Q: Pourquoi la terre joue-t-elle un rôle si important dans la Colombie actuelle?
 
R: Le contrôle des ressources naturelles qui se trouvent dans les territoires des communautés, leur accès ainsi que l’appropriation de terres des communautés sont le butin de la guerre en Colombie. Elles sont accumulées par les élites et les pouvoirs régionaux qui contrôlent de véritables armées privées, ainsi que le pouvoir politique et économique au niveau local. Dans ce contexte de conflit armé et de dépouillement des communautés, se développent en plus de grands investissements privés, dans de nombreux cas d’intérêts multinationaux, ce qui, bien sûr, accentue le problème.
Les 31 communautés et organisations qui font partie du Réseau des Initiatives et Communautés Pour la Paix depuis la Base n’ont pas seulement été victimes de la violence et du conflit armé, mais principalement du dépouillement de leurs terres et des ressources qui existent dans leurs territoires. Même des représentants du nouveau gouvernement ont identifié ces deux thèmes comme la pierre angulaire du conflit armé.
 
Construirela paix depuis le territoire
 
Q: Pouvez-vous donner un exemple concret pour mieux comprendre de telles affirmation?

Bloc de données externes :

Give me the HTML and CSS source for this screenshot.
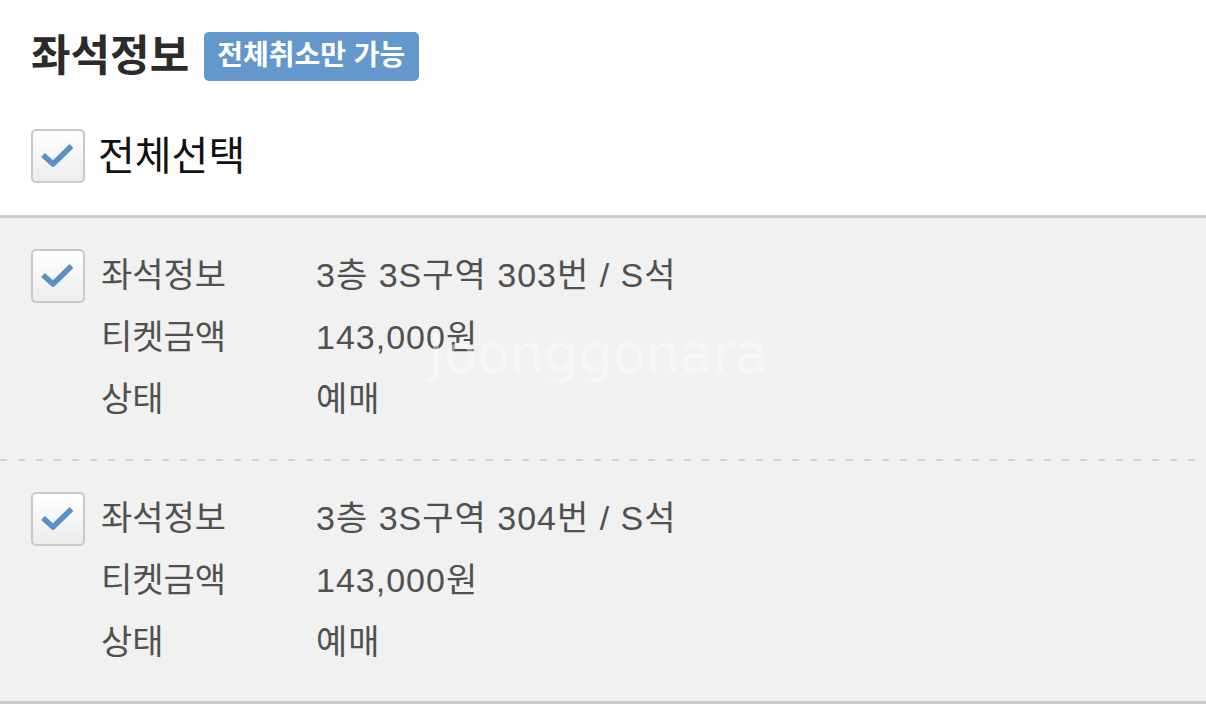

R. Un exemple très concret est le vol des terres des communautés paysannes de *El Garzal*, au sud du département de Bolivar. Ces communautés, qui vivent depuis plus de 50 ans sur leurs terres en se dédiant exclusivement à la production vivrière, ont été durant les 10 dernières années l’objet de pressions illégales, de menaces et de disparitions forcées. Et ont mêmes été victimes de l’utilisation de la justice et des autorités locales, qui cherchent à déplacer plus de 300 familles paysannes et à les dépouiller définitivement de leurs terres. Avec pour objectif de remettre ces parcelles à un ancien commandant paramilitaire du Bloc Central Bolivar, qui a dominé publiquement et ouvertement la région du Magdalena Medio durant plus de sept ans. Cette personne ne s’est jamais démobilisée ni livrée à la justice, mais est demeurée, au contraire, dans la vie civile et a fondé une compagnie de culture du palmier à huile. Et c’est cette entreprise qui promeut toutes les actions illégales contre les communautés.
 
Le Territoire: la “Mère-Terre” même
Q. Dans d’autres pays d’Amérique Latine, les mouvements sociaux mettent l’accent sur la terre et la réforme agraire comme principale bannière revendicative et stratégique. Mais ils se réfèrent beaucoup moins au concept de territoire. Que signifie, dans votre perception colombienne, cette notion de “territoire”?
 
R. En général, on présente le territoire comme le lieu et le corps où les communautés paysannes, les minorités ethniques et les femmes tissent leur vie collective, culturelle, économique, sociale et politique. Le territoire est un horizon beaucoup plus large que le concept de terre, qui, de manière presque exclusive, se réfère à un espace physique délimité, situé en zone rurale, et qui peut être exploité économiquement pour la production ou l’exploitation des ressources qui s’y trouvent. Le territoire inclut bien sûr la terre, mais il va au-delà, parce qu’il incorpore également tout le patrimoine immatériel généré par les communautés qui l’ont habité et conservé, qui le chantent dans leurs chansons, qui le représentent dans leurs histoires, l’ont fait partie de leurs us et coutumes, de leurs langues et dictons populaires. Les revendications actuelles en Colombie se dirigent de plus en plus non seulement à la réforme agraire, à l’accès et à la démocratisation de la terre, mais en plus elles exigent la reconnaissance d’un statut spécial du territoire, politique et juridique, ainsi que des droits qui en découlent. Ces statuts ont même été recueillis comme instruments internationaux, comme dans la Convention 169 de l’Organisation International du Travail, ou dans la Déclaration des Peuples Indigènes des Nations Unies.
  
Q. Quelles sont les nouvelles perspectives qui se font jour avec le nouveau gouvernement de Manuel Santos, en relation à la terre et au territoire?
 
R. Le Gouvernement actuel a montré un changement par rapport au précédent en ce qui concerne la politique agraire. Nous sortons de 8 années de négation absolue de la part de l’ensemble de l’Etat de thèmes comme le vol ou l’extrême concentration de la terre – qui place la Colombie au 15e rang mondial de l’iniquité en matière de propriété de la terre. Plus grave encore a été l’absence de réparation et de restitution des terres arrachées aux presque 4 millions de déplacés. Aujourd’hui, le nouveau gouvernement, au contraire, a annoncé comme étant l’un des thèmes fondamentaux à résoudre le dépouillement et la restitution des terres aux victimes, au travers du lancement du projet de loi de restitution des terres volées.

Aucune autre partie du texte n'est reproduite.